女子高生と野生動物の知恵比べ、JK罠狩猟漫画「罠ガール 1巻」感想

 

女子高生 × 罠狩猟。気にならない訳がない!

女子高生に変わったことをやらせる漫画は数あれど、その中でも異彩を放つ「罠狩猟」!1巻を読了したので感想を書きたいと思います。


主人公は、田舎町で暮らす女子高生の 朝比奈千代丸。畑を荒らす野生動物を捕獲するため、若干18歳にして わな猟免許を保持している「罠ガール」です。

1巻での他の主要人物は、幼馴染の 昼間レモンと、生徒会長の 夜空つむじ。レモンにはわな猟の知識がなく、読者目線のキャラクターとなっています。つむじは何故かジビエに精通しており(巻後半に理由が明かされます)、千代丸を振り回す狂言回し的な役割ですね。

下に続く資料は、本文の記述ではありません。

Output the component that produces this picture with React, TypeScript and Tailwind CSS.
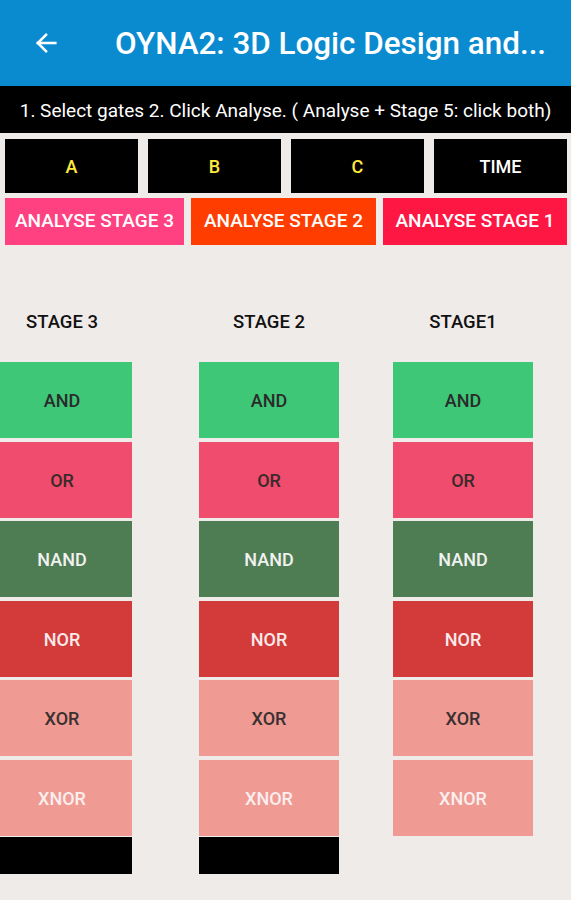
import React from "react";

const gates = [
  { name: "AND", bg: "bg-[#3ec777]", text: "text-[#2b2b2b]" },
  { name: "OR", bg: "bg-[#ef4c6e]", text: "text-[#3a2a2a]" },
  { name: "NAND", bg: "bg-[#4f7d53]", text: "text-[#f1f1f1]" },
  { name: "NOR", bg: "bg-[#d23b3a]", text: "text-[#fbeaea]" },
  { name: "XOR", bg: "bg-[#ef9b94]", text: "text-[#3a3030]" },
  { name: "XNOR", bg: "bg-[#ef9b94]", text: "text-[#fbeeee]" },
];

function Column({ title, black, extra }: { title: string; black: boolean; extra: string }) {
  return (
    <div className={`flex w-[140px] shrink-0 flex-col items-stretch ${extra}`}>
      <div className="flex h-[20px] items-center justify-center text-[18.5px] font-medium text-[#111]">{title}</div>
      <div className="mt-[29px] flex flex-col gap-[3.6px]">
        {gates.map((g) => (
          <div
            key={g.name}
            className={`flex h-[76px] items-center justify-center pt-[1px] text-[18px] font-medium ${g.bg} ${g.text}`}
          >
            {g.name}
          </div>
        ))}
      </div>
      {black && <div className="mt-[1.5px] h-[37px] bg-black" />}
    </div>
  );
}

export default function App() {
  return (
    <div className="h-[900px] w-[571px] overflow-hidden bg-[#efebe9]" style={{ fontFamily: "Roboto, 'Noto Sans', sans-serif" }}>
      <div className="flex h-[86px] items-center bg-[#0a8bd0] text-white">
        <svg className="ml-[32px] shrink-0" width="28" height="28" viewBox="0 0 24 24" fill="none" stroke="white" strokeWidth="2.2" strokeLinecap="square">
          <path d="M20 12H5" />
          <path d="M12 5l-7 7 7 7" />
        </svg>
        <div className="ml-[55px] mt-[2px] whitespace-nowrap text-[31.4px] font-medium leading-none">OYNA2: 3D Logic Design and...</div>
      </div>
      <div className="flex h-[47px] items-center justify-center bg-black pt-[3px] text-[19px] text-white">
        1. Select gates 2. Click Analyse. ( Analyse + Stage 5: click both)
      </div>
      <div className="mt-[6px] flex gap-[10px] pl-[5px] pr-[4px]">
        {["A", "B", "C", "TIME"].map((l) => (
          <div
            key={l}
            className={`flex h-[54px] flex-1 items-center justify-center bg-black text-[18px] font-medium ${l === "TIME" ? "text-white" : "text-[#ffeb3b]"}`}
          >
            {l}
          </div>
        ))}
      </div>
      <div className="mt-[5px] flex gap-[7px] pl-[5px] pr-[4px]">
        <div className="flex h-[47px] w-[179px] items-center justify-center bg-[#ff4081] text-[19px] font-medium text-white">ANALYSE STAGE 3</div>
        <div className="flex h-[47px] w-[185px] items-center justify-center bg-[#ff3d00] text-[19px] font-medium text-white">ANALYSE STAGE 2</div>
        <div className="flex h-[47px] flex-1 items-center justify-center bg-[#ff1744] text-[19px] font-medium text-white">ANALYSE STAGE 1</div>
      </div>
      <div className="mt-[68px] flex">
        <Column title="STAGE 3" black={true} extra="ml-[-8px]" />
        <Column title="STAGE 2" black={true} extra="ml-[67px]" />
        <Column title="STAGE1" black={false} extra="ml-[54px]" />
      </div>
    </div>
  );
}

wikipediaによると、わな猟免許は狩猟免許の1つだそうです。狩猟免許の受験資格は20歳以上ですが、網猟・わな猟に限っては18歳以上とされています。ということは「女子高生わな猟師」は実際にあり得るんですね!


「山賊ダイアリー」、要素の一つとして狩猟がある「ゴールデンカムイ」と異なり、現代における わな猟に焦点を当てており、これまでの狩猟系漫画とひと味異なったテイストになっています。

狩猟には、対象となる動物に関する深い知識が必要です。子どもの頃、雑木林でカブトムシを捕まるために、「ハチミツ」を「クヌギ」の木の幹に塗り、「早朝」に様子を確認に行った方も多いのではないでしょうか。これはカブトムシが、餌としてハチミツ・クヌギの木の樹液を好み、夜行性である習性を利用した捕獲法ですよね。

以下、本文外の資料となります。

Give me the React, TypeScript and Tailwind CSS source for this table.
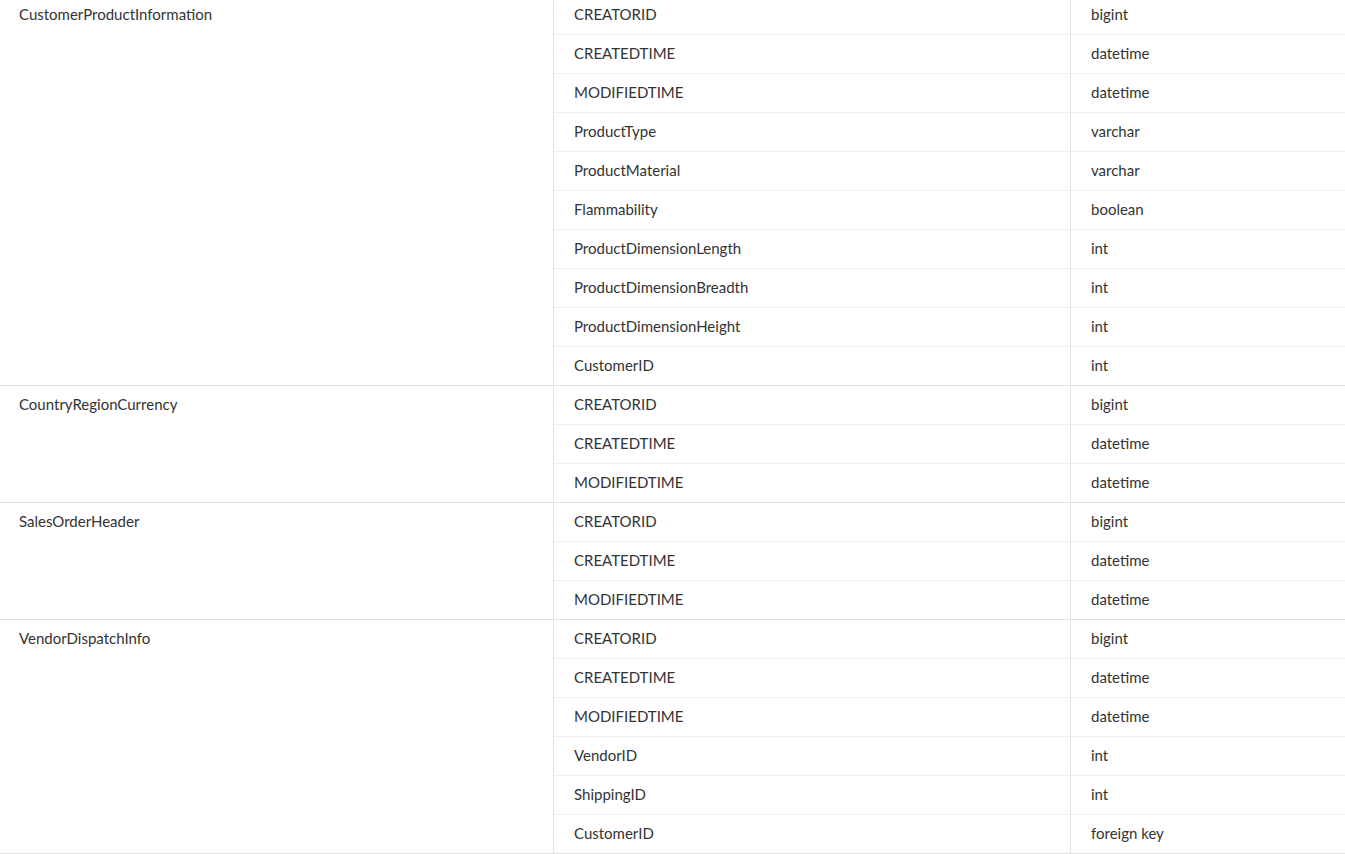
import React from 'react';

type Field = { name: string; type: string };
type Group = { table: string; fields: Field[] };

const audit: Field[] = [
  { name: 'CREATORID', type: 'bigint' },
  { name: 'CREATEDTIME', type: 'datetime' },
  { name: 'MODIFIEDTIME', type: 'datetime' },
];

const groups: Group[] = [
  {
    table: 'CustomerProductInformation',
    fields: [
      ...audit,
      { name: 'ProductType', type: 'varchar' },
      { name: 'ProductMaterial', type: 'varchar' },
      { name: 'Flammability', type: 'boolean' },
      { name: 'ProductDimensionLength', type: 'int' },
      { name: 'ProductDimensionBreadth', type: 'int' },
      { name: 'ProductDimensionHeight', type: 'int' },
      { name: 'CustomerID', type: 'int' },
    ],
  },
  { table: 'CountryRegionCurrency', fields: audit },
  { table: 'SalesOrderHeader', fields: audit },
  {
    table: 'VendorDispatchInfo',
    fields: [
      ...audit,
      { name: 'VendorID', type: 'int' },
      { name: 'ShippingID', type: 'int' },
      { name: 'CustomerID', type: 'foreign key' },
    ],
  },
];

const App: React.FC = () => {
  return (
    <div className="min-h-screen bg-white overflow-hidden font-['Lato','Open_Sans',sans-serif] text-[15px] text-[#333]">
      <div className="-mt-[4px]">
        {groups.map((group) => (
          <div key={group.table} className="flex border-b border-[#e0e0e0]">
            <div className="w-[554px] shrink-0 border-r border-[#e3e3e3] pl-[19px] pt-[7px]">
              {group.table}
            </div>
            <div className="flex-1">
              {group.fields.map((field, idx) => {
                const last = idx === group.fields.length - 1;
                return (
                  <div
                    key={field.name + idx}
                    className={`flex items-center ${
                      last ? 'h-[38px]' : 'h-[39px] border-b border-[#f0f0f0]'
                    }`}
                  >
                    <div className="w-[517px] shrink-0 h-full flex items-center border-r border-[#e3e3e3] pl-[20px] pb-px">
                      {field.name}
                    </div>
                    <div className="flex-1 pl-[20px] pb-px">{field.type}</div>
                  </div>
                );
              })}
            </div>
          </div>
        ))}
      </div>
    </div>
  );
};

export default App;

また、わな猟は「待ち」の狩猟です。意気揚々と乗り込んだクヌギの木に、一匹もいなかったなんでザラにありました。せっかく早起きしたのにー!と悔しがった思い出が蘇ります(笑)本書でも、千代丸はイノシシが罠にかかるのを何日を待ち続けます。その間、罠に工夫をこらし、行動パターンを検証したりします。この獣との真剣勝負が面白いんですよね~。

やだっ!つぶらな瞳……


「狩猟マンガが異例のベストセラー! マタギ、罠ガール、山賊ダイアリー【ジビエ入門】」(マイナビ農業 *外部サイト)によると、作者である緑山のぶひろ さんは、現在も福岡で農業を行いながらマンガを描いており、ご自身もわな猟免許を持っているそうです。

千代丸がわな猟を行うのも獣害対策のためです。私の実家の田舎でも、猪駆除のために山との境界に柵をめぐらせ、猪箱罠を設置していました(本書で知りましたが、箱罠ってかなり高いんですね!)。農家にとっては命取りとなる「獣害」を知るキッカケになれば良いと思います。


女子高生 × 罠狩猟という異色の組み合わせながら、作者の実体験を伴った説得力のある作品となっています。

絵も大変 読みやすく、動物のリアルな描写からは生の躍動を感じます。リアルだからこそ獣たちとの勝負に緊迫感を産み出します。個人的には単行本表紙の雰囲気がすごく好きですね~。森の爽やかな息吹を感じます。

農家である千代丸にとって獣害はまさしく「災害」ですが、獣との真剣勝負が2巻以降も楽しみです!